While the evening began with a celebration of Star Trek: Picard—and the crowd responded to the first episode with loud enthusiasm—the panel was more of a dive into the old days on TNG than a look ahead. The cast told fun stories, shared early memories, joked around a lot (where Patrick Stewart talked about how he liked the Ferengi, calling them “my guys”), and recreated some of their classic ship-shakes. For fans in the audience, it was a celebration.

Watch the panel

The panel was moderated by Josh Horowitz, who he posted the full video via his Happy Sad Confused podcast on YouTube.

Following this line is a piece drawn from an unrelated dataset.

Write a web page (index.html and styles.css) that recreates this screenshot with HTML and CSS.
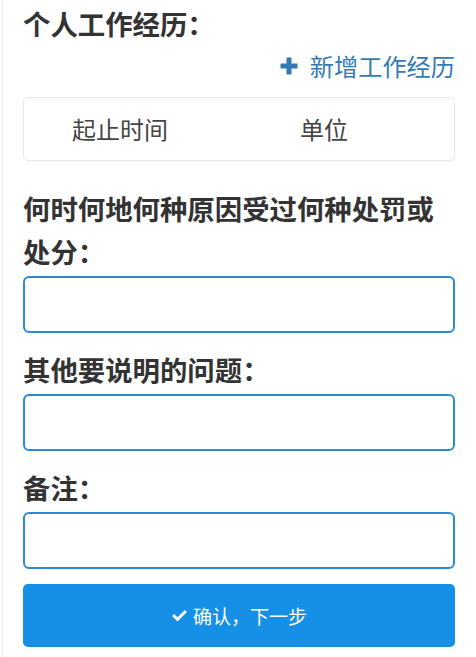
FILE: index.html
```html
<!DOCTYPE html>
<html lang="zh-CN">
<head>
<meta charset="utf-8">
<title>个人工作经历</title>
<link rel="stylesheet" href="styles.css">
</head>
<body>
<div class="page">
  <h2 class="section-title">个人工作经历：</h2>
  <div class="add-row">
    <a class="add-link" href="#">
      <svg class="plus-icon" viewBox="0 0 18 18" width="18" height="18" aria-hidden="true">
        <path d="M7 0.5h4a0.5 0.5 0 0 1 0.5 0.5v5.5H17a0.5 0.5 0 0 1 0.5 0.5v4a0.5 0.5 0 0 1-0.5 0.5h-5.5V17a0.5 0.5 0 0 1-0.5 0.5H7a0.5 0.5 0 0 1-0.5-0.5v-5.5H1a0.5 0.5 0 0 1-0.5-0.5V7a0.5 0.5 0 0 1 0.5-0.5h5.5V1a0.5 0.5 0 0 1 0.5-0.5z" fill="currentColor"/>
      </svg>
      <span>新增工作经历</span>
    </a>
  </div>
  <div class="table-card">
    <div class="th th-time">起止时间</div>
    <div class="th th-unit">单位</div>
  </div>

  <div class="field">
    <label class="field-label">何时何地何种原因受过何种处罚或处分：</label>
    <div class="input-box"></div>
  </div>
  <div class="field">
    <label class="field-label">其他要说明的问题：</label>
    <div class="input-box"></div>
  </div>
  <div class="field">
    <label class="field-label">备注：</label>
    <div class="input-box"></div>
  </div>

  <button class="btn-next" type="button">
    <svg class="check-icon" viewBox="0 0 18 14" width="17" height="13" aria-hidden="true">
      <path d="M1 7.6l2.2-2.2 3.6 3.6L14.8 1 17 3.2 6.8 13.4z" fill="currentColor"/>
    </svg>
    <span>确认，下一步</span>
  </button>
</div>
</body>
</html>
```

FILE: styles.css
```css
* { box-sizing: border-box; }

html, body {
  margin: 0;
  padding: 0;
  background: #ffffff;
}

body {
  font-family: "Noto Sans CJK SC", "Noto Sans", sans-serif;
  color: #333333;
}

.page {
  margin-left: 2px;
  border-left: 1px solid #ededed;
  padding: 2px 21px 0 20px;
  min-height: 657px;
  display: flex;
  flex-direction: column;
}

.section-title {
  margin: 0;
  font-size: 27.4px;
  line-height: 43px;
  font-weight: 700;
  color: #333333;
}

.add-row {
  margin-top: 5px;
  display: flex;
  justify-content: flex-end;
}

.add-link {
  display: flex;
  align-items: center;
  gap: 12px;
  color: #3579b6;
  text-decoration: none;
  font-size: 24.2px;
  line-height: 32px;
}

.plus-icon {
  display: block;
  flex: none;
}

.table-card {
  margin-top: 15px;
  height: 64px;
  border: 1px solid #e9e9e9;
  border-radius: 5px;
  box-shadow: 0 1px 2px rgba(0, 0, 0, 0.04);
  display: flex;
  align-items: center;
}

.th {
  font-size: 24px;
  color: #444444;
  line-height: 32px;
}

.th-time {
  padding-left: 48px;
}

.th-unit {
  padding-left: 132px;
}

.field {
  margin-top: 15px;
  display: flex;
  flex-direction: column;
}

.table-card + .field {
  margin-top: 26px;
}

.field-label {
  font-size: 27.4px;
  line-height: 43px;
  font-weight: 700;
  color: #333333;
  margin-bottom: 3px;
}

.input-box {
  height: 57px;
  border: 2px solid #2a8ad7;
  border-radius: 6px;
  background: #ffffff;
}

.btn-next {
  margin-top: 15px;
  height: 63px;
  width: 100%;
  border: none;
  border-radius: 5px;
  background: #1590e6;
  color: #ffffff;
  font-family: "Noto Sans CJK SC", "Noto Sans", sans-serif;
  font-size: 19px;
  display: flex;
  align-items: center;
  justify-content: center;
  gap: 5px;
  padding: 0;
}

.check-icon {
  display: block;
  flex: none;
}
```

Bonus video: Cast talks best and worst of TNG

IGN also gathered together LeVar Burton, Michael Dorn, and Jonathan Frakes, along with Picard showrunner Terry Matalas for a conversation that focused mostly on their favorite (and least favorite) episodes of The Next Generation.

The third and final season of Picard premiered on Thursday, Feb. 16, 2023, exclusively on Paramount+ in the U.S., and Latin America, and on February 17 Paramount+ in Europe and elsewhere, with new episodes of the 10-episode-long season available to stream weekly. It also debuted on Friday, Feb. 17 internationally on Amazon Prime Video in more than 200 countries and territories. In Canada, it airs on Bell Media’s CTV Sci-Fi Channel and streams on Crave.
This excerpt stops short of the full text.